Make sure the seals on these are good and that you don’t notice any issues like fogging cracks or air movement. If you want to do a breeze-check, most open houses don’t let you light a candle to do the classic flame test, but you can hold up a six-inch piece of thin string. If you see it steadily blowing one way only near a window then there’s more than likely an air leak.
Siding That Will Last
Your siding is the outer shell that’s there to protect your property as much as possible. If you don’t have good siding, you’ll have to fight off moisture, insect life, temperature fluctuations, and so much more. Take the time to research what type of siding a property has, how old it is, and if you could budget to replace it if need be.

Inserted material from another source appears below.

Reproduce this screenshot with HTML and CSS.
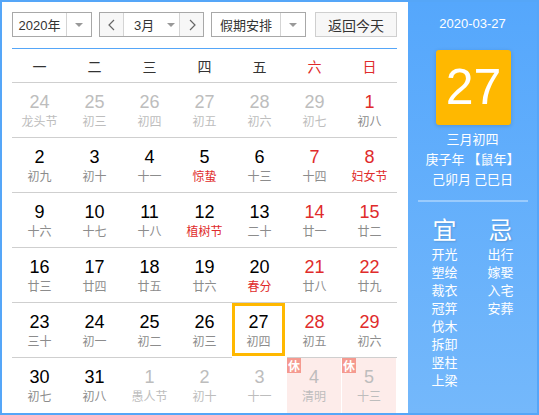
FILE: index.html
```html
<!DOCTYPE html>
<html lang="zh">
<head>
<meta charset="utf-8">
<link rel="stylesheet" href="styles.css">
</head>
<body>
<div class="cal">
  <div class="main">
    <div class="controls">
      <div class="sel year"><span class="sel-text">2020年</span><span class="sel-arrow"><i class="tri"></i></span></div>
      <div class="sel month">
        <span class="nav"><svg width="10" height="14" viewBox="0 0 10 14"><polyline points="7,2 2,7 7,12" fill="none" stroke="#666" stroke-width="1.2"/></svg></span>
        <span class="month-text">3月<i class="tri"></i></span>
        <span class="nav"><svg width="10" height="14" viewBox="0 0 10 14"><polyline points="3,2 8,7 3,12" fill="none" stroke="#666" stroke-width="1.2"/></svg></span>
      </div>
      <div class="sel holiday"><span class="sel-text">假期安排</span><span class="sel-arrow"><i class="tri"></i></span></div>
      <div class="btn">返回今天</div>
    </div>
    <div class="sep"></div>
    <div class="week">
      <span>一</span><span>二</span><span>三</span><span>四</span><span>五</span><span class="red">六</span><span class="red">日</span>
    </div>
    <div class="grid">
      <div class="cell other"><b>24</b><em>龙头节</em></div>
      <div class="cell other"><b>25</b><em>初三</em></div>
      <div class="cell other"><b>26</b><em>初四</em></div>
      <div class="cell other"><b>27</b><em>初五</em></div>
      <div class="cell other"><b>28</b><em>初六</em></div>
      <div class="cell other"><b>29</b><em>初七</em></div>
      <div class="cell wk"><b>1</b><em>初八</em></div>

      <div class="cell"><b>2</b><em>初九</em></div>
      <div class="cell"><b>3</b><em>初十</em></div>
      <div class="cell"><b>4</b><em>十一</em></div>
      <div class="cell fest"><b>5</b><em>惊蛰</em></div>
      <div class="cell"><b>6</b><em>十三</em></div>
      <div class="cell wk"><b>7</b><em>十四</em></div>
      <div class="cell wk fest"><b>8</b><em>妇女节</em></div>

      <div class="cell"><b>9</b><em>十六</em></div>
      <div class="cell"><b>10</b><em>十七</em></div>
      <div class="cell"><b>11</b><em>十八</em></div>
      <div class="cell fest"><b>12</b><em>植树节</em></div>
      <div class="cell"><b>13</b><em>二十</em></div>
      <div class="cell wk"><b>14</b><em>廿一</em></div>
      <div class="cell wk"><b>15</b><em>廿二</em></div>

      <div class="cell"><b>16</b><em>廿三</em></div>
      <div class="cell"><b>17</b><em>廿四</em></div>
      <div class="cell"><b>18</b><em>廿五</em></div>
      <div class="cell"><b>19</b><em>廿六</em></div>
      <div class="cell fest"><b>20</b><em>春分</em></div>
      <div class="cell wk"><b>21</b><em>廿八</em></div>
      <div class="cell wk"><b>22</b><em>廿九</em></div>

      <div class="cell"><b>23</b><em>三十</em></div>
      <div class="cell"><b>24</b><em>初一</em></div>
      <div class="cell"><b>25</b><em>初二</em></div>
      <div class="cell"><b>26</b><em>初三</em></div>
      <div class="cell today"><b>27</b><em>初四</em></div>
      <div class="cell wk"><b>28</b><em>初五</em></div>
      <div class="cell wk"><b>29</b><em>初六</em></div>

      <div class="cell last"><b>30</b><em>初七</em></div>
      <div class="cell last"><b>31</b><em>初八</em></div>
      <div class="cell last other"><b>1</b><em>愚人节</em></div>
      <div class="cell last other"><b>2</b><em>初十</em></div>
      <div class="cell last other"><b>3</b><em>十一</em></div>
      <div class="cell last other rest"><span class="badge">休</span><b>4</b><em>清明</em></div>
      <div class="cell last other rest"><span class="badge">休</span><b>5</b><em>十三</em></div>
    </div>
  </div>
  <div class="side">
    <div class="side-date">2020-03-27</div>
    <div class="big-day">27</div>
    <div class="lunar">
      <div>三月初四</div>
      <div>庚子年 【鼠年】</div>
      <div>己卯月 己巳日</div>
    </div>
    <div class="side-sep"></div>
    <div class="yiji">
      <div class="col">
        <div class="yj-title">宜</div>
        <div>开光</div><div>塑绘</div><div>裁衣</div><div>冠笄</div><div>伐木</div><div>拆卸</div><div>竖柱</div><div>上梁</div>
      </div>
      <div class="col">
        <div class="yj-title">忌</div>
        <div>出行</div><div>嫁娶</div><div>入宅</div><div>安葬</div>
      </div>
    </div>
  </div>
</div>
</body>
</html>
```
FILE: styles.css
```css
* { box-sizing: border-box; }
body {
  margin: 0;
  font-family: "Liberation Sans", "Noto Sans CJK SC", sans-serif;
}
.cal {
  width: 539px;
  height: 415px;
  border: 2px solid #55a6f8;
  display: flex;
  background: #fff;
}
.main {
  width: 406px;
  padding: 10px 11px 0 10px;
}
.controls {
  display: flex;
  height: 25px;
  font-size: 13px;
  color: #333;
  white-space: nowrap;
}
.sel {
  display: flex;
  border: 1px solid #a8a8a8;
  background: #fff;
  height: 25px;
}
.year { width: 80px; }
.month { width: 105px; margin-left: 7px; }
.holiday { width: 95px; margin-left: 7px; }
.sel-text {
  flex: 1;
  display: flex;
  align-items: center;
  justify-content: center;
  border-right: 1px solid #d4d4d4;
}
.sel-arrow {
  width: 24px;
  display: flex;
  align-items: center;
  justify-content: center;
}
.tri {
  display: inline-block;
  width: 0;
  height: 0;
  border-left: 4px solid transparent;
  border-right: 4px solid transparent;
  border-top: 4px solid #999;
}
.nav {
  width: 23px;
  flex: none;
  display: flex;
  align-items: center;
  justify-content: center;
  background: #f7f7f7;
}
.month-text {
  flex: 1;
  min-width: 0;
  display: flex;
  align-items: center;
  border-left: 1px solid #d4d4d4;
  border-right: 1px solid #d4d4d4;
  padding-left: 10px;
}
.month-text .tri { margin-left: 13px; }
.btn {
  margin-left: 9px;
  width: 82px;
  height: 25px;
  border: 1px solid #cfcfcf;
  background: #f7f7f7;
  display: flex;
  align-items: center;
  justify-content: center;
  font-size: 14px;
  color: #333;
}
.sep {
  margin-top: 11px;
  height: 1px;
  background: #55a6f8;
}
.week {
  display: grid;
  grid-template-columns: repeat(7, 55px);
  height: 34px;
  border-bottom: 1px solid #cfcfcf;
  font-family: "Noto Sans CJK SC", sans-serif;
  font-size: 14px;
  color: #333;
}
.week span {
  display: flex;
  align-items: center;
  justify-content: center;
  padding-top: 1px;
}
.week .red { color: #e02b2b; }
.grid {
  display: grid;
  grid-template-columns: repeat(7, 55px);
  grid-auto-rows: 55px;
}
.cell {
  position: relative;
  border-bottom: 1px solid #cfcfcf;
  display: flex;
  flex-direction: column;
  align-items: center;
  padding-top: 9px;
}
.cell.last { border-bottom: none; }
.cell b {
  font-weight: normal;
  font-size: 18px;
  line-height: 20px;
  color: #000;
}
.cell em {
  font-style: normal;
  font-family: "Noto Sans CJK SC", sans-serif;
  font-size: 12px;
  line-height: 16px;
  margin-top: 1px;
  color: #8c8c8c;
}
.cell.wk b { color: #e02b2b; }
.cell.fest em { color: #e02b2b; }
.cell.other b, .cell.other em { color: #bdbdbd; }
.cell.today {
  border: 3px solid #ffb800;
  margin: 0 2px 2px 0;
  padding-top: 6px;
}
.cell.rest {
  background: #fdecea;
  margin-right: 1px;
}
.badge {
  position: absolute;
  left: 0;
  top: 0;
  width: 14px;
  height: 15px;
  background: #f59a90;
  color: #fff;
  font-family: "Noto Sans CJK SC", sans-serif;
  font-size: 12px;
  font-weight: bold;
  line-height: 15px;
  text-align: center;
}
.side {
  flex: 1;
  background: linear-gradient(#55a7fc, #74b8fb);
  color: #fff;
  display: flex;
  flex-direction: column;
  align-items: center;
  padding-top: 12px;
}
.side-date {
  font-size: 13px;
  line-height: 20px;
}
.big-day {
  margin-top: 16px;
  width: 75px;
  height: 75px;
  background: #ffb800;
  border-radius: 3px;
  box-shadow: 0 1px 4px rgba(0,0,0,0.15);
  font-size: 50px;
  line-height: 75px;
  text-align: center;
  margin-left: 2px;
}
.lunar {
  margin-top: 4px;
  font-family: "Noto Sans CJK SC", sans-serif;
  font-size: 13px;
  line-height: 20px;
  text-align: center;
}
.side-sep {
  margin-top: 11px;
  width: 110px;
  height: 2px;
  background: rgba(255,255,255,0.35);
}
.yiji {
  margin-top: 12px;
  display: flex;
  font-family: "Noto Sans CJK SC", sans-serif;
  font-size: 13px;
  line-height: 18px;
}
.col {
  width: 56px;
  text-align: center;
}
.yj-title {
  font-size: 24px;
  line-height: 30px;
  margin-bottom: 1px;
  text-shadow: 1px 1px 2px rgba(0,0,0,0.15);
}
```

As long as we’re in a buyers’ market, you might be able to get the seller to agree to fold the cost of a replacement into the deal.
Steel board and batten siding have been increasingly popular in 2023, but it’s important to consider what would suit your home’s shape and style the best. Even simply pairing it with a manufactured stone veneer can change the entire look of your home.
Materials With Low Maintenance
When you have a new home, the last thing you want to think about is getting out there and updating or maintaining portions of it. Unfortunately, some materials don’t last that long and will need some kind of attention within the next six months after you buy them.
Look for materials that are long-lasting, like slate for your roof or frieze board, and look at the company that manufactured them. These should be new at a new home, so keep an eye on them.
A New House Should Feel Like Home
New homes are exciting and terrifying purchases, so it’s important to look for the right things before you buy. Keeping an eye out for these materials can make all the difference.